— Start of Source records —

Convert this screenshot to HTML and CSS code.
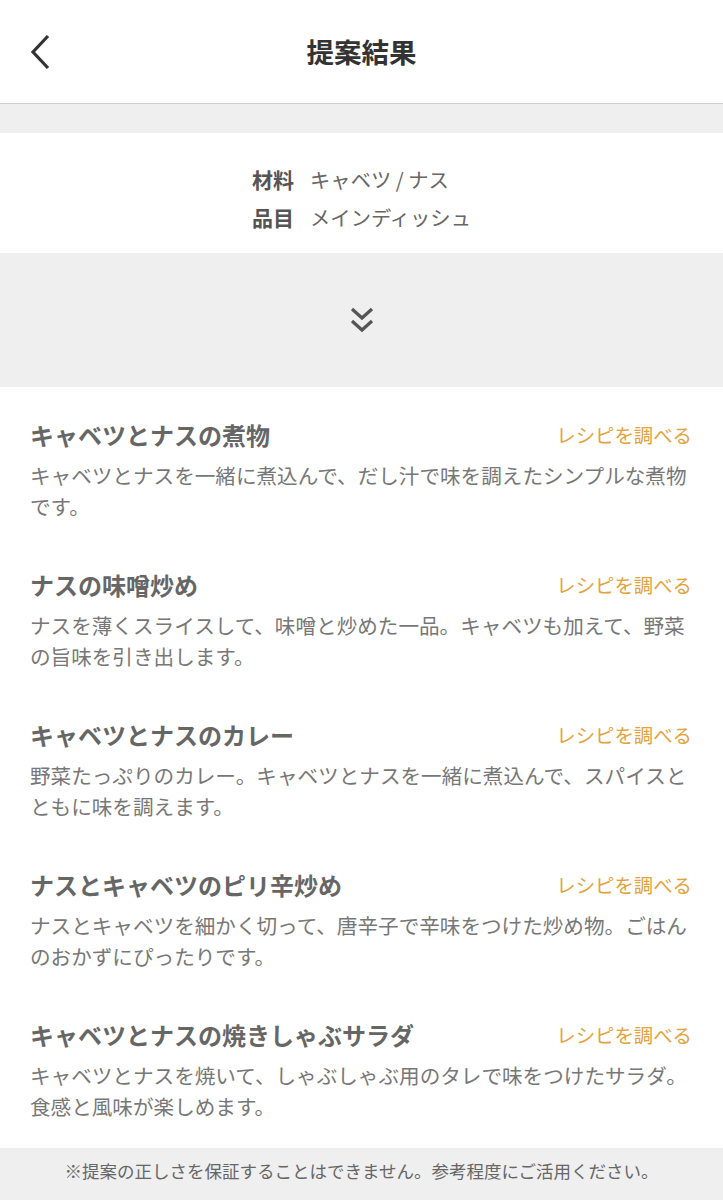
FILE: index.html
```html
<!DOCTYPE html>
<html lang="ja">
<head>
<meta charset="utf-8">
<title>提案結果</title>
<link rel="stylesheet" href="styles.css">
</head>
<body>
<header class="header">
  <button class="back" aria-label="戻る">
    <svg width="22" height="36" viewBox="0 0 22 36"><path d="M19 2 L4 18 L19 34" fill="none" stroke="#333" stroke-width="3.2"/></svg>
  </button>
  <h1 class="title">提案結果</h1>
</header>
<div class="spacer"></div>
<section class="info">
  <dl class="info-list">
    <div class="info-row"><dt>材料</dt><dd>キャベツ / ナス</dd></div>
    <div class="info-row"><dt>品目</dt><dd>メインディッシュ</dd></div>
  </dl>
</section>
<section class="expand">
  <svg width="24" height="28" viewBox="0 0 24 28"><path d="M2 3 L12 12 L22 3 M2 15 L12 24 L22 15" fill="none" stroke="#555" stroke-width="3.2"/></svg>
</section>
<main class="list">
  <article class="item">
    <div class="item-head"><h2>キャベツとナスの煮物</h2><a class="link">レシピを調べる</a></div>
    <p class="desc">キャベツとナスを一緒に煮込んで、だし汁で味を調えたシンプルな煮物です。</p>
  </article>
  <article class="item">
    <div class="item-head"><h2>ナスの味噌炒め</h2><a class="link">レシピを調べる</a></div>
    <p class="desc">ナスを薄くスライスして、味噌と炒めた一品。キャベツも加えて、野菜の旨味を引き出します。</p>
  </article>
  <article class="item">
    <div class="item-head"><h2>キャベツとナスのカレー</h2><a class="link">レシピを調べる</a></div>
    <p class="desc">野菜たっぷりのカレー。キャベツとナスを一緒に煮込んで、スパイスとともに味を調えます。</p>
  </article>
  <article class="item">
    <div class="item-head"><h2>ナスとキャベツのピリ辛炒め</h2><a class="link">レシピを調べる</a></div>
    <p class="desc">ナスとキャベツを細かく切って、唐辛子で辛味をつけた炒め物。ごはんのおかずにぴったりです。</p>
  </article>
  <article class="item">
    <div class="item-head"><h2>キャベツとナスの焼きしゃぶサラダ</h2><a class="link">レシピを調べる</a></div>
    <p class="desc">キャベツとナスを焼いて、しゃぶしゃぶ用のタレで味をつけたサラダ。食感と風味が楽しめます。</p>
  </article>
</main>
<footer class="footer">※提案の正しさを保証することはできません。参考程度にご活用ください。</footer>
</body>
</html>
```
FILE: styles.css
```css
* { box-sizing: border-box; }
html, body { margin: 0; padding: 0; }
body {
  font-family: "Noto Sans CJK JP", "Noto Sans", sans-serif;
  background: #fff;
  color: #666;
}
.header {
  height: 104px;
  border-bottom: 1px solid #cfcfcf;
  display: flex;
  align-items: center;
  justify-content: center;
  position: relative;
  background: #fff;
}
.back {
  position: absolute;
  left: 29px;
  top: 34px;
  padding: 0;
  border: 0;
  background: none;
  line-height: 0;
}
.title {
  margin: 0;
  font-size: 27.5px;
  font-weight: 700;
  color: #333;
  line-height: 1;
}
.spacer { height: 29px; background: #efefef; }
.info {
  padding: 27px 0 17px;
  display: flex;
  justify-content: center;
}
.info-list { margin: 0; }
.info-row { display: flex; height: 38px; align-items: center; }
.info-row dt { font-size: 21px; font-weight: 700; color: #555; width: 58px; }
.info-row dd { margin: 0; font-size: 20.3px; color: #666; }
.expand {
  height: 134px;
  background: #efefef;
  display: flex;
  align-items: center;
  justify-content: center;
}
.list { padding: 33px 31px 0 30px; }
.item { height: 150px; }
.item:last-child { height: 128px; }
.item-head { display: flex; justify-content: space-between; align-items: center; height: 30px; }
.item-head h2 { margin: 0; font-size: 24px; font-weight: 700; color: #666; line-height: 30px; }
.link { color: #e2a33c; font-size: 19.4px; line-height: 30px; }
.desc { margin: 10px 0 0; font-size: 20.6px; line-height: 31px; color: #777; }
.footer {
  background: #efefef;
  height: 52px;
  padding-top: 11px;
  line-height: 24px;
  text-align: center;
  font-size: 17.5px;
  color: #666;
}
```
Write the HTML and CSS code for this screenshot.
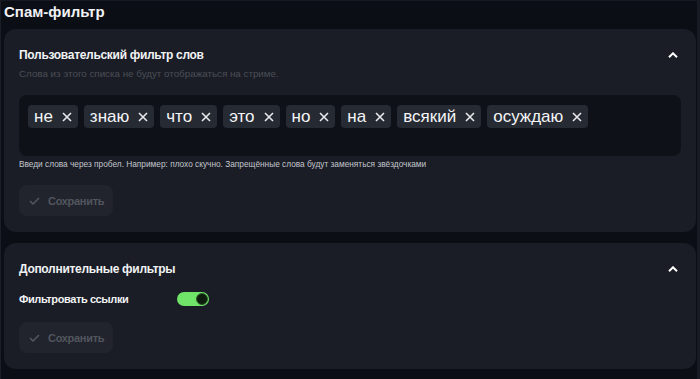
FILE: index.html
```html
<!DOCTYPE html>
<html lang="ru">
<head>
	<meta charset="utf-8">
	<title>Спам-фильтр</title>
	<link rel="stylesheet" href="styles.css">
</head>
<body>

<div class="page">
	<h1>Спам-фильтр</h1>

	<!-- Пользовательский фильтр -->
	<section class="card">
		<div class="card-head">
			<h2>Пользовательский фильтр слов</h2>
			<svg class="chevron" width="10" height="6" viewBox="0 0 10 6"><polyline points="1,5.2 5,1.3 9,5.2" /></svg>
		</div>
		<p class="hint">Слова из этого списка не будут отображаться на стриме.</p>

		<div class="tagbox">
			<span class="tag">не <svg class="x" width="10" height="10" viewBox="0 0 10 10"><path d="M1 1L9 9M9 1L1 9" /></svg></span>
			<span class="tag">знаю <svg class="x" width="10" height="10" viewBox="0 0 10 10"><path d="M1 1L9 9M9 1L1 9" /></svg></span>
			<span class="tag">что <svg class="x" width="10" height="10" viewBox="0 0 10 10"><path d="M1 1L9 9M9 1L1 9" /></svg></span>
			<span class="tag">это <svg class="x" width="10" height="10" viewBox="0 0 10 10"><path d="M1 1L9 9M9 1L1 9" /></svg></span>
			<span class="tag">но <svg class="x" width="10" height="10" viewBox="0 0 10 10"><path d="M1 1L9 9M9 1L1 9" /></svg></span>
			<span class="tag">на <svg class="x" width="10" height="10" viewBox="0 0 10 10"><path d="M1 1L9 9M9 1L1 9" /></svg></span>
			<span class="tag">всякий <svg class="x" width="10" height="10" viewBox="0 0 10 10"><path d="M1 1L9 9M9 1L1 9" /></svg></span>
			<span class="tag">осуждаю <svg class="x" width="10" height="10" viewBox="0 0 10 10"><path d="M1 1L9 9M9 1L1 9" /></svg></span>
		</div>
		<p class="help">Введи слова через пробел. Например: плохо скучно. Запрещённые слова будут заменяться звёздочками</p>

		<button class="save" disabled>
			<svg width="11" height="8" viewBox="0 0 11 8"><polyline points="1,4 4,7 10,1" /></svg>
			Сохранить
		</button>
	</section>

	<!-- Дополнительные фильтры -->
	<section class="card second">
		<div class="card-head">
			<h2>Дополнительные фильтры</h2>
			<svg class="chevron" width="10" height="6" viewBox="0 0 10 6"><polyline points="1,5.2 5,1.3 9,5.2" /></svg>
		</div>

		<div class="option">
			<span class="option-label">Фильтровать ссылки</span>
			<span class="switch on"><span class="knob"></span></span>
		</div>

		<button class="save" disabled>
			<svg width="11" height="8" viewBox="0 0 11 8"><polyline points="1,4 4,7 10,1" /></svg>
			Сохранить
		</button>
	</section>
</div>

</body>
</html>
```

FILE: styles.css
```css
html {
	background: #0b0e15;
}

body {
	margin: 0;
	height: 379px;
	box-sizing: border-box;
	border-top: 1px solid #161921;
	border-left: 1px solid #1b1e26;
	border-right: 3px solid #181b23;
	font-family: "Liberation Sans", Arial, sans-serif;
	color: #f1f2f4;
	background: #0b0e15;
}

.page {
	padding: 1px 1px 0 3px;
}

h1 {
	margin: 0;
	font-size: 15px;
	font-weight: 700;
	line-height: 20px;
}

.card {
	margin-top: 7px;
	background: #1a1d25;
	border-radius: 12px;
	padding: 16px 18px 16px 15px;
}

.card.second {
	margin-top: 11px;
}

.card-head {
	display: flex;
	align-items: center;
	justify-content: space-between;
}

h2 {
	margin: 0;
	font-size: 12px;
	font-weight: 700;
	line-height: 20px;
	letter-spacing: -0.3px;
}

.chevron polyline {
	fill: none;
	stroke: #fff;
	stroke-width: 2;
}

.hint {
	margin: 2px 0 0;
	font-size: 9.8px;
	line-height: 14px;
	color: #4a4e57;
}

.tagbox {
	margin: 14px -3px 0 0;
	height: 61px;
	box-sizing: border-box;
	background: #0e1118;
	border-radius: 8px;
	padding: 10px 9px;
	display: flex;
	align-items: flex-start;
	gap: 6px;
}

.tag {
	display: flex;
	align-items: center;
	gap: 9px;
	height: 23px;
	padding: 0 6px;
	background: #262a32;
	border-radius: 4px;
	font-size: 17px;
	color: #f4f5f7;
}

.x path {
	stroke: #e8e9ec;
	stroke-width: 1.6;
}

.help {
	margin: 2px 0 0;
	font-size: 8.3px;
	line-height: 12px;
	color: #c3c6cd;
}

.save {
	margin-top: 15px;
	display: flex;
	align-items: center;
	gap: 8px;
	height: 31px;
	padding: 0 9px 0 10px;
	border: 0;
	border-radius: 8px;
	background: #21242c;
	font-family: inherit;
	font-size: 11px;
	font-weight: 700;
	letter-spacing: -0.3px;
	color: #52565f;
}

.save polyline {
	fill: none;
	stroke: #52565f;
	stroke-width: 1.5;
}

.option {
	margin-top: 12px;
	display: flex;
	align-items: center;
}

.option-label {
	width: 158px;
	font-size: 11px;
	font-weight: 700;
	line-height: 16px;
	letter-spacing: -0.4px;
}

.card.second .save {
	margin-top: 15px;
}

.switch {
	width: 32px;
	height: 14px;
	border-radius: 8px;
	background: #3a3e46;
	display: flex;
	align-items: center;
	padding: 0 1px;
	box-sizing: border-box;
}

.switch.on {
	background: #6fe468;
	justify-content: flex-end;
}

.knob {
	width: 12px;
	height: 12px;
	border-radius: 50%;
	background: #0e1c0d;
	box-sizing: border-box;
	border: 1px solid #2d5a2a;
}
```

— End of Source records —

* Brief:
Out of the records, collect only those lines that contain the string "screenshot".

* Response for this exercise:
Convert this screenshot to HTML and CSS code.
Write the HTML and CSS code for this screenshot.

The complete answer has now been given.